JACKSON -- A roundup of Tuesday's action at the Capitol:
• Citing Hurricane Katrina concerns, six South Mississippi Democrats said in a statement they oppose Gov. Haley Barbour's plan to spend $25 million in Katrina savings for road improvements in north Mississippi.
Since a rules change allowed the state to avoid paying millions to match federal spending on Katrina rebuilding projects, Barbour wants to use about $108 million of $268 million that had been socked away to replenish the "rainy day" fund and to make $25 million in improvements that would benefit a Toyota plant in Lee County.
Sens. David Baria, D-Bay St. Louis, Debbie Dawkins, D-Pass Christian, Ezell Lee, D-Picayune and Reps. Dirk Dedeaux, D-Sellers, Randall Patterson, D-Biloxi, and Diane Peranich, D-Pass Christian, were listed on the statement.
"Many residents of the areas directly impacted by Katrina still reside in FEMA trailers, insurance remains unaffordable, small businesses are struggling and Hancock County doesn't have a jail," the statement said. "To us, this is simply a matter of priorities and our priority is rebuilding the Mississippi Gulf Coast. We hope that this 'found money' will be used to further our recovery from Katrina."
• Superintendent of Education Hank Bounds would be allowed to hire and fire Department of Education personnel without taking matters to the personnel board under a bill the Senate Education Committee agreed on. The provision, designed to give the department more flexibility to reorganize, would be for a year.
• The Senate Education Committee voted to authorize a mentoring program for young teachers. The program, which would utilize retired or long-serving teachers and pay them up to $1,000 a year, is designed to combat the loss of many of the state's recently hired teachers.

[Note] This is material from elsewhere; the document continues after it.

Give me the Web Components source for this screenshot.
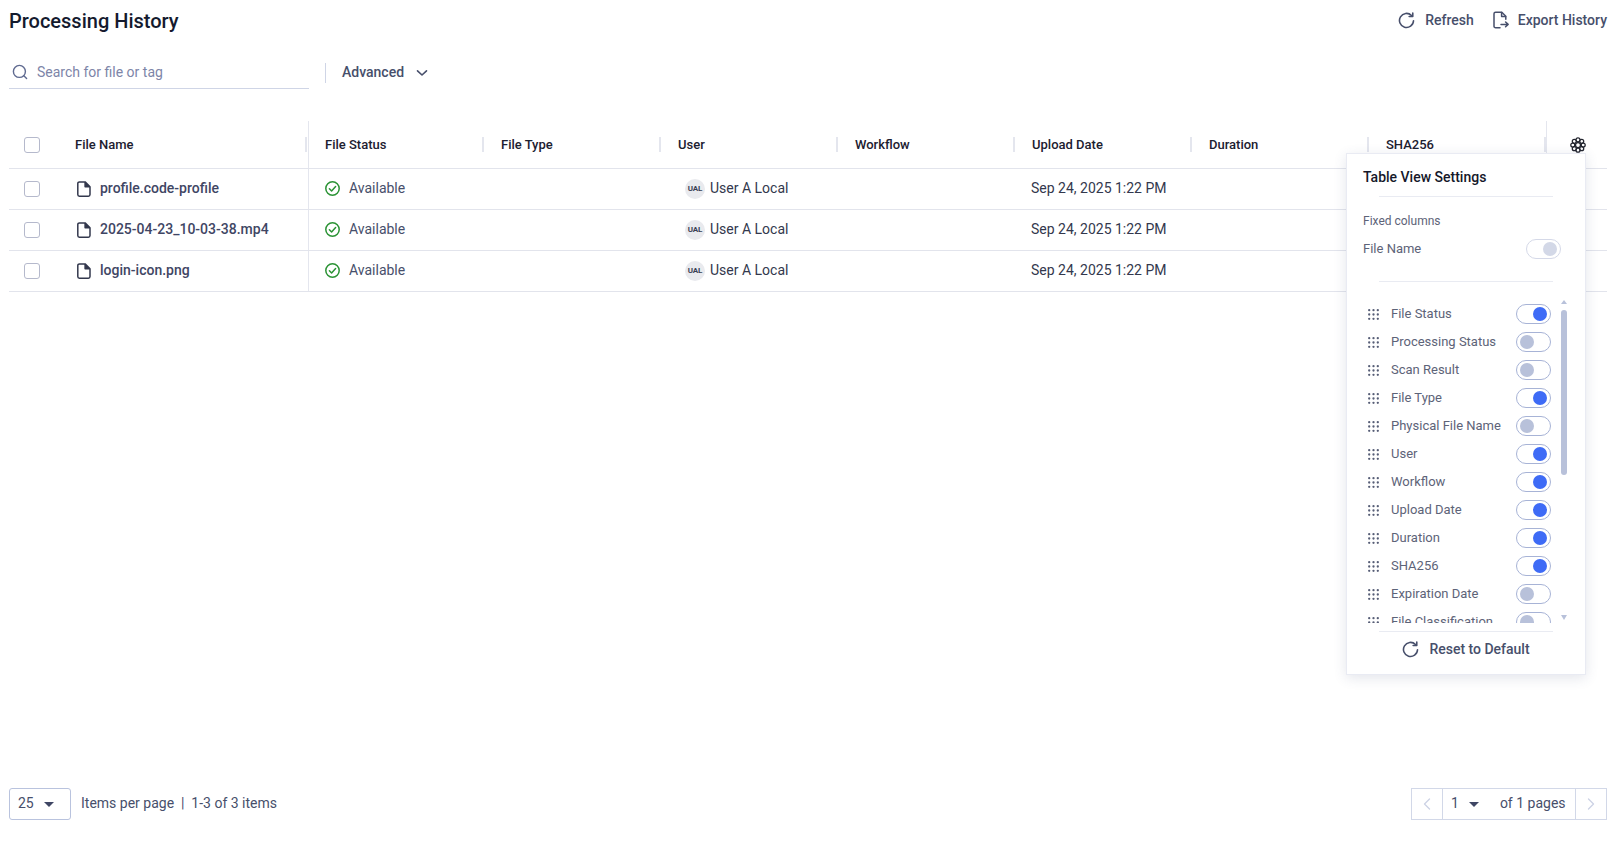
<!DOCTYPE html>
<html lang="en">
<head>
<meta charset="utf-8">
<title>Processing History</title>
<style>
  html, body { margin: 0; height: 100%; background: #fff; }
  body { font-family: Roboto, "Liberation Sans", sans-serif; overflow: hidden; }
</style>
</head>
<body>
<history-page></history-page>
<script>
// shared icons, all inline svg
const ICONS = {
  refresh: `<svg viewBox="0 0 16 16" fill="none" stroke="currentColor" stroke-width="1.5" stroke-linecap="round" stroke-linejoin="round"><path d="M14.6 8.2a6.6 6.6 0 1 1-1.9-4.9"/><path d="M13.9 .9v3.4h-3.4"/></svg>`,
  exportFile: `<svg viewBox="0 0 16 18" fill="none" stroke="currentColor" stroke-width="1.5" stroke-linecap="round" stroke-linejoin="round"><path d="M7 16.8H2.6a1.6 1.6 0 0 1-1.6-1.6V2.8a1.6 1.6 0 0 1 1.6-1.6h6.2l4 4v3"/><path d="M8.6 1.4v4h4"/><path d="M8 13.4h7M12.6 11l2.5 2.4-2.5 2.4"/></svg>`,
  search: `<svg viewBox="0 0 16 16" fill="none" stroke="currentColor" stroke-width="1.4" stroke-linecap="round"><circle cx="7.4" cy="7.4" r="6"/><path d="M11.8 11.8l2.8 2.8"/></svg>`,
  chevron: `<svg viewBox="0 0 12 8" fill="none" stroke="currentColor" stroke-width="1.6" stroke-linecap="round" stroke-linejoin="round"><path d="M1.5 1.8L6 6l4.5-4.2"/></svg>`,
  file: `<svg viewBox="0 0 14 16" fill="none" stroke="currentColor" stroke-width="1.5" stroke-linejoin="round"><path d="M2.4.9h5.7l4.9 4.9v7.8a1.6 1.6 0 0 1-1.6 1.6H2.4a1.6 1.6 0 0 1-1.6-1.6V2.5A1.6 1.6 0 0 1 2.4.9z"/><path d="M8.1 1v4.7H13" fill="currentColor"/></svg>`,
  ok: `<svg viewBox="0 0 15 15" fill="none" stroke="#2b9335" stroke-width="1.5" stroke-linecap="round" stroke-linejoin="round"><circle cx="7.5" cy="7.5" r="6.7"/><path d="M4.4 7.8l2.2 2.2 4-4.4"/></svg>`,
  gear: `<svg viewBox="0 0 16 16" fill="none" stroke="#23252f" stroke-width="1.25"><circle cx="8" cy="8" r="2.5"/><circle cx="8" cy="2.8" r="2"/><circle cx="8" cy="13.2" r="2"/><circle cx="2.8" cy="8" r="2"/><circle cx="13.2" cy="8" r="2"/><circle cx="4.3" cy="4.3" r="2"/><circle cx="11.7" cy="4.3" r="2"/><circle cx="4.3" cy="11.7" r="2"/><circle cx="11.7" cy="11.7" r="2"/></svg>`,
  grip: `<svg viewBox="0 0 11 11" fill="#565d76"><circle cx="1.2" cy="1.2" r="1.15"/><circle cx="5.5" cy="1.2" r="1.15"/><circle cx="9.8" cy="1.2" r="1.15"/><circle cx="1.2" cy="5.5" r="1.15"/><circle cx="5.5" cy="5.5" r="1.15"/><circle cx="9.8" cy="5.5" r="1.15"/><circle cx="1.2" cy="9.8" r="1.15"/><circle cx="5.5" cy="9.8" r="1.15"/><circle cx="9.8" cy="9.8" r="1.15"/></svg>`,
  caret: `<svg viewBox="0 0 10 5"><path d="M0 0h10L5 5z" fill="currentColor"/></svg>`,
  prev: `<svg viewBox="0 0 8 12" fill="none" stroke="currentColor" stroke-width="1.4" stroke-linecap="round" stroke-linejoin="round"><path d="M6.5 1L1.5 6l5 5"/></svg>`,
  next: `<svg viewBox="0 0 8 12" fill="none" stroke="currentColor" stroke-width="1.4" stroke-linecap="round" stroke-linejoin="round"><path d="M1.5 1l5 5-5 5"/></svg>`,
};

// base class, saves writing attachShadow everywhere
class ShadowElement extends HTMLElement {
  render(html) {
    (this.shadowRoot || this.attachShadow({ mode: "open" })).innerHTML = html;
  }
}

customElements.define("toggle-switch", class extends ShadowElement {
  connectedCallback() {
    const on = this.hasAttribute("on"), locked = this.hasAttribute("locked");
    this.render(`<style>
      :host{display:block;width:35px;height:20px;box-sizing:border-box;border:1px solid ${locked ? "#d5d9e8" : "#a7b3d6"};border-radius:10px;background:#fff;position:relative;flex:none}
      i{position:absolute;top:2px;width:14px;height:14px;border-radius:50%;${on ? "right:3px;" : "left:3px;"}background:${locked ? "#d3d8e7" : on ? "#3e6bf6" : "#b8c1da"}}
    </style><i></i>`);
  }
});

customElements.define("page-header", class extends ShadowElement {
  connectedCallback() {
    this.render(`<style>
      :host{display:flex;align-items:center;height:42px;color:#474f6b}
      h1{margin:0;flex:1;font:500 20px/24px Roboto,sans-serif;color:#141a2e}
      span{display:flex;align-items:center;font:500 14px/20px Roboto,sans-serif;margin-top:-2px}
      svg{display:block;width:17px;height:17px;margin-right:10px}
      .ex{margin-left:19px}
      .ex svg{width:16px;height:18px;margin-right:9px}
    </style>
    <h1><slot></slot></h1>
    <span>${ICONS.refresh}Refresh</span>
    <span class="ex">${ICONS.exportFile}Export History</span>`);
  }
});

customElements.define("search-bar", class extends ShadowElement {
  connectedCallback() {
    this.render(`<style>
      :host{display:flex;align-items:center;height:33px;margin-top:14px}
      .box{width:300px;height:33px;box-sizing:border-box;border-bottom:1px solid #cfd5e6;display:flex;align-items:center;padding-left:3px;font:400 14px/20px Roboto,sans-serif;color:#7d85a8}
      .box svg{width:16px;height:16px;margin-right:9px;color:#5f6a90}
      .sep{width:1px;height:20px;background:#cfd5e6;margin:0 16px}
      .adv{display:flex;align-items:center;font:500 14px/20px Roboto,sans-serif;color:#474f6b;margin-top:-2px}
      .adv svg{width:12px;height:8px;margin-left:12px;margin-top:2px}
    </style>
    <div class="box">${ICONS.search}Search for file or tag</div>
    <div class="sep"></div>
    <div class="adv">Advanced${ICONS.chevron}</div>`);
  }
});

const COLS = ["File Type", "User", "Workflow", "Upload Date", "Duration", "SHA256"];

customElements.define("history-table", class extends ShadowElement {
  connectedCallback() {
    const files = ["profile.code-profile", "2025-04-23_10-03-38.mp4", "login-icon.png"];
    const check = `<b class="check"></b>`;
    const head = `<div class="row head">
      <div class="name">${check}<span class="nm">File Name</span><i class="sep"></i></div>
      <div class="cell first">File Status<i class="sep"></i></div>
      ${COLS.map((c) => `<div class="cell">${c}<i class="sep"></i></div>`).join("")}
      <div class="gear">${ICONS.gear}</div>
    </div>`;
    const rows = files.map((f) => `<div class="row">
      <div class="name">${check}<span class="fi">${ICONS.file}</span><span class="fn t">${f}</span></div>
      <div class="cell first status">${ICONS.ok}<span class="t">Available</span></div>
      <div class="cell"></div>
      <div class="cell user"><span class="av">UAL</span><span class="t">User A Local</span></div>
      <div class="cell"></div>
      <div class="cell dark"><span class="t">Sep 24, 2025 1:22 PM</span></div>
      <div class="cell"></div>
      <div class="cell"></div>
      <div class="gear"></div>
    </div>`).join("");
    this.render(`<style>
      :host{display:block;position:relative;margin-top:32px;font:400 14px/20px Roboto,sans-serif;color:#474f6b}
      .row{display:flex;height:41px;border-bottom:1px solid #e2e4ec;box-sizing:border-box;align-items:stretch}
      .head{height:48px;font:500 13px/18px Roboto,sans-serif;color:#1c2030}
      .name{width:300px;box-sizing:border-box;border-right:1px solid #e4e6ee;display:flex;align-items:center;padding-left:15px;position:relative;flex:none}
      .check{width:16px;height:16px;box-sizing:border-box;border:1px solid #b5b9cc;border-radius:3px;background:#fff;flex:none}
      .nm{margin-left:35px}
      .fi{margin-left:37px;color:#33384d;display:block;width:14px;height:16px}
      .fi svg{display:block;width:14px;height:16px}
      .fn{margin-left:9px;font-weight:500;color:#3f4664}
      .t{margin-top:-2px}
      .cell{width:177px;box-sizing:border-box;padding-left:16px;display:flex;align-items:center;position:relative;flex:none}
      .head .cell{padding-left:17px}
      .first{width:175px}
      .head .first{padding-left:16px}
      .sep{position:absolute;right:0;top:16px;width:2px;height:15px;background:#e4e6ee}
      .name .sep{right:1px}
      .status svg{width:15px;height:15px;margin:-1px 9px 0 0}
      .user{padding-left:24px;color:#33384d}
      .av{width:20px;height:20px;border-radius:50%;background:#e9eaee;color:#3a3f55;font:700 8px/20px Roboto,sans-serif;text-align:center;letter-spacing:-.2px;margin-right:5px;flex:none}
      .dark{color:#33384d}
      .gear{flex:1;border-left:1px solid #e4e6ee;display:flex;align-items:center;justify-content:center;padding-left:2px}
      .row:not(.head) .gear{border-left:0}
      .gear svg{width:16px;height:16px;display:block}
      ::slotted(view-settings){position:absolute;top:32px;right:21px}
    </style>${head}${rows}<slot></slot>`);
  }
});

customElements.define("view-settings", class extends ShadowElement {
  connectedCallback() {
    const items = [["File Status",1],["Processing Status",0],["Scan Result",0],["File Type",1],["Physical File Name",0],["User",1],["Workflow",1],["Upload Date",1],["Duration",1],["SHA256",1],["Expiration Date",0],["File Classification",0]];
    this.render(`<style>
      :host{display:block;width:240px;height:522px;box-sizing:border-box;background:#fff;border:1px solid #e9ebf3;box-shadow:0 3px 12px rgba(60,70,110,.14);font:400 13px/18px Roboto,sans-serif;color:#5d6378}
      h2{margin:0;padding:13px 16px 0;height:29px;font:500 14px/20px Roboto,sans-serif;color:#15182a}
      hr{border:0;height:1px;background:#e9ebf2;margin:0 32px;padding:0}
      .fx{font-size:12px;margin-top:15px;height:18px;padding:0 16px}
      .fr{display:flex;align-items:center;justify-content:space-between;margin-top:9px;height:20px;padding:0 24px 0 16px}
      .sp{margin-top:22px}
      .scroll{display:flex;height:332px;margin:9px 0 8px;overflow:hidden}
      ul{list-style:none;margin:0;padding:13px 0 0 21px;width:204px;box-sizing:border-box;overflow:hidden;flex:none}
      li{display:flex;align-items:center;height:20px;margin-bottom:8px}
      li svg{width:11px;height:11px;margin-right:12px;flex:none}
      li span{flex:1;white-space:nowrap}
      .bar{width:7px;margin-left:9px;display:flex;flex-direction:column;align-items:center;padding-top:9px;box-sizing:border-box}
      .up,.dn{width:0;height:0;border-left:3.5px solid transparent;border-right:3.5px solid transparent}
      .up{border-bottom:4px solid #b8c1da}
      .dn{border-top:5px solid #b8c1da;margin-top:140px}
      .th{width:6px;height:165px;border-radius:3px;background:#b8c1da;margin-top:6px}
      .reset{display:flex;align-items:center;justify-content:center;height:34px;font:500 14px/20px Roboto,sans-serif;color:#474f6b}
      .reset svg{width:17px;height:17px;margin-right:10px}
    </style>
    <h2>Table View Settings</h2>
    <hr>
    <div class="fx">Fixed columns</div>
    <div class="fr"><span>File Name</span><toggle-switch on locked></toggle-switch></div>
    <hr class="sp">
    <div class="scroll">
      <ul>${items.map(([t, on]) => `<li>${ICONS.grip}<span>${t}</span><toggle-switch ${on ? "on" : ""}></toggle-switch></li>`).join("")}</ul>
      <div class="bar"><i class="up"></i><i class="th"></i><i class="dn"></i></div>
    </div>
    <hr>
    <div class="reset">${ICONS.refresh}Reset to Default</div>`);
  }
});

customElements.define("pager-bar", class extends ShadowElement {
  connectedCallback() {
    const caret = ICONS.caret.replace("<svg", '<svg class="c"');
    this.render(`<style>
      :host{display:flex;align-items:center;justify-content:space-between;height:32px;margin-top:auto;margin-bottom:22px;font:400 14px/20px Roboto,sans-serif;color:#474f6b}
      .left{display:flex;align-items:center}
      .size{width:62px;height:32px;box-sizing:border-box;border:1px solid #b9c3de;border-radius:3px;display:flex;align-items:center;padding:0 0 2px 8px;margin-right:10px}
      .txt{padding-bottom:2px}
      svg.c{width:10px;height:5px;margin-left:10px;margin-top:3px;color:#3f4664}
      .pages{display:flex;height:32px;box-sizing:border-box;border:1px solid #d2d8e8;align-items:center}
      .nav{width:30px;height:30px;display:flex;align-items:center;justify-content:center;color:#cdd3e5}
      .nav svg{width:8px;height:12px}
      .mid{width:134px;height:30px;box-sizing:border-box;border:solid #d2d8e8;border-width:0 1px;display:flex;align-items:center;padding:0 0 2px 8px}
      .mid svg.c{margin-right:21px}
    </style>
    <div class="left"><div class="size">25${caret}</div><span class="txt">Items per page&nbsp; |&nbsp; 1-3 of 3 items</span></div>
    <div class="pages"><div class="nav">${ICONS.prev}</div><div class="mid">1${caret}of 1 pages</div><div class="nav">${ICONS.next}</div></div>`);
  }
});

customElements.define("history-page", class extends ShadowElement {
  connectedCallback() {
    this.render(`<style>
      :host{display:flex;flex-direction:column;height:842px;box-sizing:border-box;padding:0 16px 0 9px}
    </style>
    <page-header>Processing History</page-header>
    <search-bar></search-bar>
    <history-table><view-settings></view-settings></history-table>
    <pager-bar></pager-bar>`);
  }
});
</script>
</body>
</html>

• The committee also approved longevity pay increases of up to $794 a year for teachers who have taught at least 25 years.
• The House of Representatives Judiciary Committee approved a bill that would restrict eminent domain from being declared on a parcel for a commercial venture, but the law would still allow governments and utility companies to use eminent domain for roads, utility work and levees and other projects for the public.
• The House Military Affairs Committee approved a tuition waiver for spouses of those serving with the National Guard. Spouses could forgo paying up to 50 percent of their tuition at both four-year and two-year schools.
The bill would also give "tuition stabilization" for up to $4,500 for active duty members of the National Guard. The bill has been referred to the appropriations committee.
• Members of the Legislature will meet this morning at the Capitol to ride to memorial services in Bay St. Louis for Joseph P. "Jody" Compretta Jr., son of House Speaker Pro Tem J.P. Compretta, who represents Hancock County. Compretta, 39, died in an accident at the Endymion parade in New Orleans on Saturday.